If kids are disassembling and eating a swing set, you have more serious problems than lead poisoning.

And all that additional cost actually increases odds kids will get lead poisoning. How so? The major source of lead poisoning in kids is due to paint flakes or drinking water from pipes with lead solder. Lead paint and lead solder were banned in the US in 1978. When was the last time your school was renovated? Or your home?

Many urban schools still have the same paint and plumbing from when they were first built. Or the original paint was just painted over rather than stripped. When it flakes now, out comes the lead. Usually the maintenance budget is one of the first things hit when school budgets get tight.

The most cost effective way to keep kids safe is to make sure infrastucture like schools, libraries, public housing, water pumping stations, etc have been renovated to check for lead paint and lead solder. Give them the maintenance money to remove the environmental sources of lead that are truly dangerous.

Yes, by all means, imports from countries with abysmal quality control and safety standards SHOULD be tested. They should be component tested. Afterall, those components can be used in things intended for adults too and they're not immune to lead poisoning. Testing the raw materials produces the greatest good for everybody. The US, Canada, the EU and many other countries already require testing of raw materials for safety. Making everybody check again to look for lead where they know there ISN'T lead just increases costs so we end up spending money making kids less safe.

Side note: The US does a good job of regulating for lead already. Check out the CDC statistics and you'll see a pretty steady decline. That decline can be traced towards controlling the raw materials people are exposed to like paint.

Stumble It!

Comments

( 5 comments — Leave a comment )
[info]spotweld wrote:
Dec. 24th, 2008 12:39 am (UTC)
I wonder how quickly this is going to get shot dead when certain groups realize that various forms of religious education materials (especially those targeted at kids) are going to fall under this legislation.
(Anonymous) wrote:
Dec. 24th, 2008 12:56 am (UTC)
Technically if it hasn't been tested as of February 10th its supposed to be destroyed.

I'm sure a lovely shot of a burning childen's bible will make people VERY cranky.

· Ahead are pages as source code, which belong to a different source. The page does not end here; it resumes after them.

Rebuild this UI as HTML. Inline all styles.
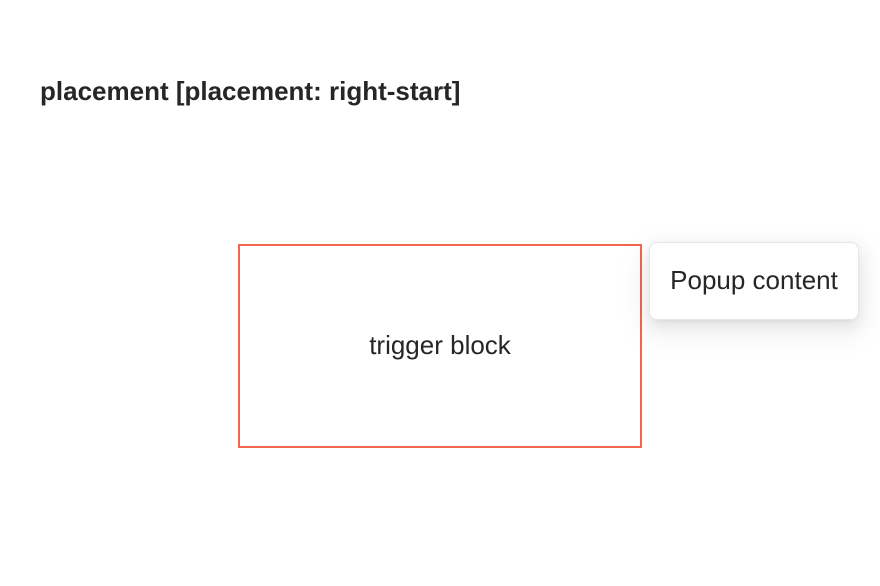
<!DOCTYPE html>
<html><head><style>
body{margin:0;width:880px;height:586px;background:#fff;font-family:"Liberation Sans",sans-serif;color:#262626;position:relative;overflow:hidden}
h{position:absolute;left:40px;top:76px;font-size:26px;font-weight:bold;white-space:nowrap}
.t{position:absolute;left:238px;top:244px;width:400px;height:198px;padding-bottom:2px;border:2px solid #f26552;display:flex;align-items:center;justify-content:center;font-size:26px}
.p{position:absolute;left:649px;top:242px;width:208px;height:74px;padding-bottom:2px;border:1px solid #e6e6e6;border-radius:8px;background:#fff;box-shadow:0 6px 16px rgba(0,0,0,.08),0 3px 6px -4px rgba(0,0,0,.12),0 9px 28px 8px rgba(0,0,0,.05);display:flex;align-items:center;justify-content:center;font-size:26px}
</style></head><body>
<h>placement [placement: right-start]</h>
<div class="t">trigger block</div>
<div class="p">Popup content</div>
</body></html>
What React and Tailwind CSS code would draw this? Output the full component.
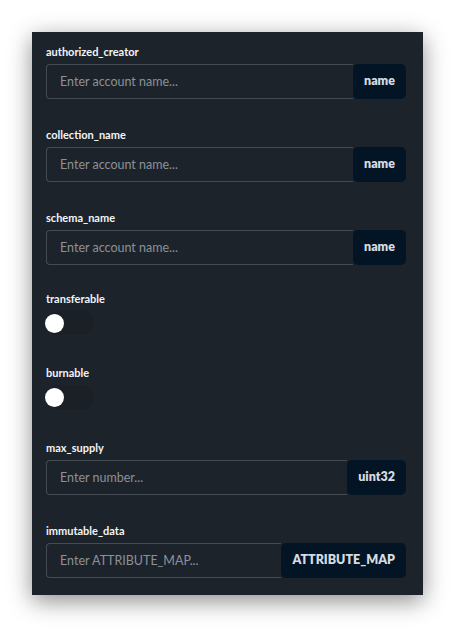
import React, { useState } from "react";

const font = { fontFamily: "Lato, 'Open Sans', sans-serif" };

const TextField = ({ label, placeholder, type, className = "" }) => (
  <div className={className}>
    <label className="block text-[11px] leading-4 font-bold text-[#f2f4f7]">
      {label}
    </label>
    <div className="mt-1 flex h-[35px] w-full">
      <input
        placeholder={placeholder}
        className="h-full min-w-0 flex-1 rounded-l-[4px] border border-r-0 border-[#454b53] bg-transparent pl-[13px] text-[12.5px] text-white placeholder:text-[#8c9198] outline-none"
        style={font}
      />
      <span className="flex h-full items-center rounded-[5px] bg-[#031424] px-[11px] text-[12.5px] font-extrabold text-[#d5dbe3]">
        {type}
      </span>
    </div>
  </div>
);

const Toggle = ({ label, className = "" }) => {
  const [on, setOn] = useState(false);
  return (
    <div className={className}>
      <label className="block text-[11px] leading-4 font-bold text-[#f2f4f7]">
        {label}
      </label>
      <button
        onClick={() => setOn(!on)}
        className="mt-1 flex h-6 w-12 items-center rounded-full bg-[#1b2026]"
      >
        <span
          className={
            on
              ? "ml-auto mr-[2px] h-[19px] w-[19px] rounded-full bg-white"
              : "ml-[-1px] h-[19px] w-[19px] rounded-full bg-white"
          }
        />
      </button>
    </div>
  );
};

export default function App() {
  return (
    <div className="min-h-screen bg-white p-8" style={font}>
      <div className="w-[391px] bg-[#1d232a] pt-3 pb-[17px] pl-[14px] pr-[17px] shadow-[0_6px_22px_rgba(0,0,0,0.45)]">
        <TextField label="authorized_creator" placeholder="Enter account name..." type="name" />
        <TextField label="collection_name" placeholder="Enter account name..." type="name" className="mt-7" />
        <TextField label="schema_name" placeholder="Enter account name..." type="name" className="mt-7" />
        <Toggle label="transferable" className="mt-[26px]" />
        <Toggle label="burnable" className="mt-[30px]" />
        <TextField label="max_supply" placeholder="Enter number..." type="uint32" className="mt-[31px]" />
        <TextField label="immutable_data" placeholder="Enter ATTRIBUTE_MAP..." type="ATTRIBUTE_MAP" className="mt-7" />
      </div>
    </div>
  );
}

The sheer scope of this thing is CRAZY.
[info]fenris_lorsrai wrote:
Dec. 24th, 2008 03:28 am (UTC)
That was me not being logged in. Go me.
[info]world_dancer wrote:
Dec. 24th, 2008 04:22 pm (UTC)
You know, that's pretty much my nightmare vision: not just the Bible, but all the books that will have to be burned. (And let me point out that they have to burn all Bibles because God's word was intended for all of us, not just those of us over 12.) But imagine all the copies of Mark Twain, L.M. Montegomery, Laura Ingles Wilder, Louisa Mae Alcott that have to be burned. All the original copies of Choose Your Own Adventure books and the derivitives from the 80s that have to burn. Robert Silverberg, Piers Anthony, Robert Asprin, Dr. Suess, The Secret of the Unicorn Queen, No Flying in the House, Charlotte's Web

Basically, my childhood has to burn. I am not a happy camper.
(Anonymous) wrote:
Dec. 24th, 2008 05:24 pm (UTC)
CPSIA - Regulations
Thank you for spreading the word to your readers.